Not so lazy Sunday afternoon

What's better than a lazy Sunday afternoon nap? Pack rafting! I was on my way up to Kennicott on the shuttle when Wrangell Mountain Air radioed the van and asked if I wanted to go pack rafting. "Sure," I said. One of the pilots was going rafting and, his wife not feeling up to it, had an extra seat in his boat. I turned to my friend on the van and asked, "what did I just volunteer for?" She laughed and said I'd have fun but I'd probably get a little wet and cold. It was a pretty chilly, overcast day for a water adventure, but I met Don* and Lynn who gave me a dry suit and oversized water shoes to wear. We rode on their four wheeler to the lake at the bottom of Kennecott glacier where we unpacked the raft, inflated it, put on our gear and launched. Sitting in the front of the raft, my job was to be the muscles of the boat paddling and paddling while Don was the brains, steering us in the right direction (okay, he was paddling pretty hard too).

The first notable sight was a giant iceberg in the lake**. I guessed it was at least 20 feet high with an odd knob on the top, like a strange structure out of a Dr. Seuss book. We paddled past and came to the footbridge (the primary way of entering McCarthy). People watched as we battled the rapids before the bridge. There were rapids followed by moments of calm. When lazily floating, I could take in the scenery: bright and deep green trees mingled atop the ridges on either side of the Kennecott River. Beyond the forests were lavender mountains blanketed in fog and distant rain.

Coming up on the largest rapid yet, Don said "paddle hard!" Apparently my best efforts weren't quite enough--we flipped over. Flexing my foot to keep my large, water-filled shoe on, I simultaneously attempted to keep my grip on the paddle and find my way out from under the raft. Meanwhile, Don lost grip of the boat. I found my way out from the boat, popped up (pushing the boat toward him), and took a deep breath of air. We managed to flip the raft, he hopped in and stabilized the raft as I crawled aboard. That was perhaps my favorite part of the trip! Though the water was very cold, it just recently melted off a glacier--no chance to warm up, the dry-suit kept me relatively dry. The rest of the trip down the Kennecott was beautiful--large green cliffs and mountains rising on either side of the river. Several more sets of rapids and twists and turns later, we saw Lynn waiting for us with the four wheeler and trailer.

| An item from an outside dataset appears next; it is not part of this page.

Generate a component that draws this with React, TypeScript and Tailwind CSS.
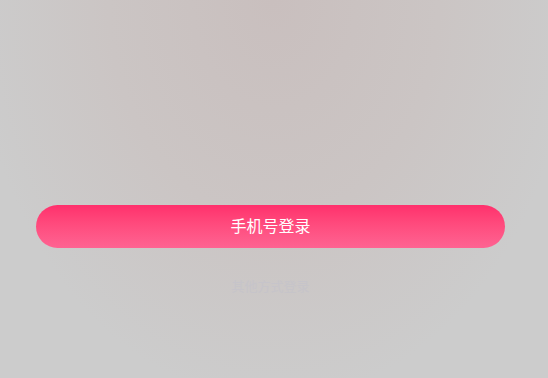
export default function App() {
	return (
		<div
			className="relative h-[378px] w-[548px] overflow-hidden bg-[#cccccc] bg-[radial-gradient(ellipse_300px_400px_at_274px_0px,#c9bfbe_0%,#cbc5c4_55%,#cccccc_100%)]"
			style={{ fontFamily: '"Noto Sans CJK SC", "Noto Sans", sans-serif' }}
		>
			<div className="pt-[205px]">
				<button className="ml-[36px] flex h-[43px] w-[469px] items-center justify-center rounded-full bg-gradient-to-b from-[#ff2f6c] to-[#fe6392] pb-[4px] text-[16px] text-white">
					手机号登录
				</button>
				<div className="mt-[28px] ml-[36px] w-[469px] text-center text-[13px] leading-[20px] text-[#c6c4ca]">
					其他方式登录
				</div>
			</div>
		</div>
	)
}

We got out of the river, packed up the equipment, and drove across the meadow, over moose tracks, through wild flower patches, and up the side of the bluff. We eventually arrived at their house and Lynn and Don had me stay for tea, smoked salmon, mango, and banana bread. They entertained me with stories about family, wild game hunting, and Alaskan winters. It was a lovely afternoon!

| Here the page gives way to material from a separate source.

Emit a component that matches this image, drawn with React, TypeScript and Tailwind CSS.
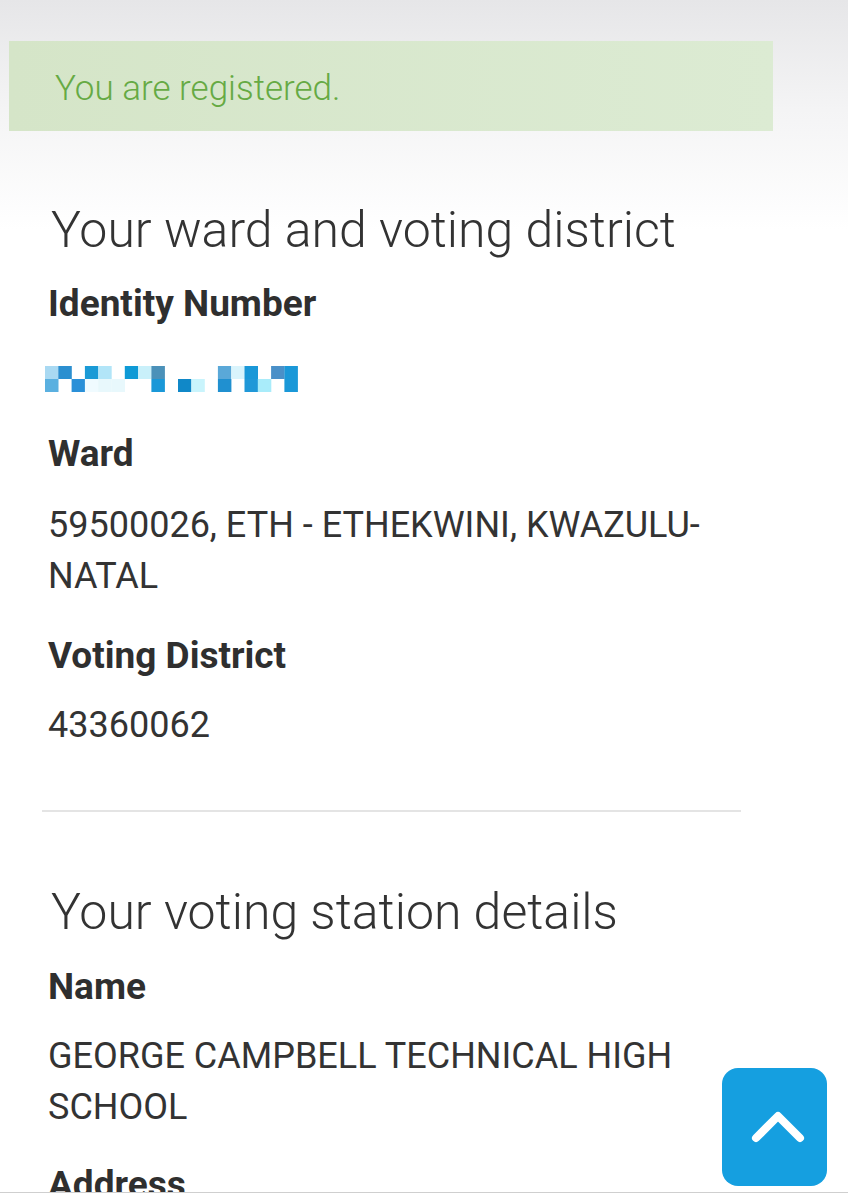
const idPixels: [number, number, string][] = [
  // [column, row, colour]
  [0, 0, "#a9d9f2"], [1, 0, "#2b8fd0"], [3, 0, "#1a9ad6"], [4, 0, "#b2e5f8"], [6, 0, "#0e9ad6"],
  [7, 0, "#c9f0fa"], [8, 0, "#4b91b9"], [13, 0, "#5aa8d8"], [14, 0, "#d9f4fc"], [15, 0, "#1a98d8"],
  [17, 0, "#4a90c8"], [18, 0, "#1a98d8"],
  [0, 1, "#5ab0e0"], [2, 1, "#2a90d8"], [3, 1, "#f0fbff"], [4, 1, "#e8f8fc"], [5, 1, "#e8f8fc"],
  [8, 1, "#1a98d8"], [10, 1, "#1088c8"], [11, 1, "#c9f4fc"], [13, 1, "#2090d0"], [15, 1, "#2098d8"],
  [16, 1, "#a9ecfa"], [18, 1, "#1a98d8"],
]

function BlurredId() {
  return (
    <svg width="254" height="26" viewBox="0 0 254 26" className="block">
      {idPixels.map(([c, r, fill], i) => (
        <rect key={i} x={c * 13.3} y={r * 13} width="13.5" height="13" fill={fill} />
      ))}
    </svg>
  )
}

function Field({ label, children, top }: { label: string; children: React.ReactNode; top: string }) {
  return (
    <div className={top}>
      <h3 className="text-[37px] leading-[40px] font-bold text-[#2f2f2f]">{label}</h3>
      {children}
    </div>
  )
}

export default function App() {
  return (
    <div
      className="relative w-[848px] h-[1200px] overflow-hidden bg-white bg-[linear-gradient(to_bottom,#e6e6e8_0px,#f4f4f5_110px,#ffffff_230px)]"
      style={{ fontFamily: "Roboto, 'Liberation Sans', sans-serif" }}
    >
      <div className="h-[1193px] overflow-hidden border-b border-[#cfcfcf]">
        <div className="pt-[41px] pl-[9px]">
          <div className="w-[764px] h-[90px] flex items-center pl-[46px] pt-[6px] bg-gradient-to-r from-[#d5e5c8] to-[#dcebd3]">
            <p className="text-[35px] font-light text-[#66aa44]">You are registered.</p>
          </div>
        </div>

        <main className="pl-[48px] w-[741px]">
          <h2 className="mt-[71px] text-[50px] leading-[56px] font-light text-[#333] pl-[3px]">
            Your ward and voting district
          </h2>

          <Field label="Identity Number" top="mt-[26px]">
            <div className="mt-[42px] h-[26px] -ml-[3px]">
              <BlurredId />
            </div>
          </Field>

          <Field label="Ward" top="mt-[42px]">
            <p className="mt-[26px] text-[36px] leading-[51px] text-[#333]">
              59500026, ETH - ETHEKWINI, KWAZULU-NATAL
            </p>
          </Field>

          <Field label="Voting District" top="mt-[34px]">
            <p className="mt-[24px] text-[36px] leading-[51px] text-[#333]">43360062</p>
          </Field>
        </main>

        <hr className="mt-[59px] ml-[42px] w-[699px] border-0 border-t-2 border-[#e4e4e4]" />

        <section className="pl-[48px] w-[741px]">
          <h2 className="mt-[72px] text-[50px] leading-[56px] font-light text-[#333] pl-[3px]">
            Your voting station details
          </h2>

          <Field label="Name" top="mt-[27px]">
            <p className="mt-[24px] text-[36px] leading-[51px] text-[#333]">
              GEORGE CAMPBELL TECHNICAL HIGH SCHOOL
            </p>
          </Field>

          <Field label="Address" top="mt-[32px]">
            <p className="mt-[24px] text-[36px] leading-[51px] text-[#333]">&nbsp;</p>
          </Field>
        </section>
      </div>

      <button className="absolute left-[722px] top-[1068px] w-[105px] h-[118px] rounded-[16px] bg-[#159fe0] flex items-center justify-center">
        <svg width="54" height="32" viewBox="0 0 54 32" fill="none" className="ml-[6px]">
          <path d="M5 27 L27 5 L49 27" stroke="white" strokeWidth="8" strokeLinecap="round" strokeLinejoin="round" />
        </svg>
      </button>
    </div>
  )
}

*Don is a pilot with Austin here at Wrangell Mountain Air. In talking about why he was excited to come to fly in Alaska, Austin often said he looked forward to flying with Martin--the best pilot he ever met. Martin says that he likes flying with Don, who is the best pilot he has ever met. Shortly after marring Lynn (over 30 years ago?), they moved to Alaska. He has worked as a bush pilot, wild game hunting guide, carpenter, etc. He's survived pretty extreme situations (including a grizzly bear biting and cracking his skull) and enjoys things like landing on a snow-covered mountain, dropping his daughter off on skis and racing her down: plane vs. skis. Don is quiet, reserved, and very humble. Lynn is one of the most gentle and sweet gals I know (reminds me of my mother-in-love, Leanne!), and has a tough-adventurous spirit that helps her make it year-after-year through lots of snow and 30 below 0 temperatures (in their cabin where a wood-burning stove is their only source of heat--oh, and no indoor plumbing).

**Each year, the Kennecott River has a flood, usually around the week of July 4. This year it happened at the end of June because of the unusually hot temperatures. High up on the glacier, Hidden Lake begins to form in the spring. The glacier begins to melt in places and flows to one spot, but it is dammed by a large portion of ice. Eventually, enough water collects in Hidden Lake that it pushes the ice dam upwards allowing Hidden Lake to rush down the Kennecott River. As the water rages under the glacier, bits of ice are broken off and carried downstream. The river rises twenty feet in places, and the footbridge shakes! The river sometimes has large changes, sometimes small. The flood happened just a week-and-a-half before we went rafting, so it was lower than normal with recent changes to its path.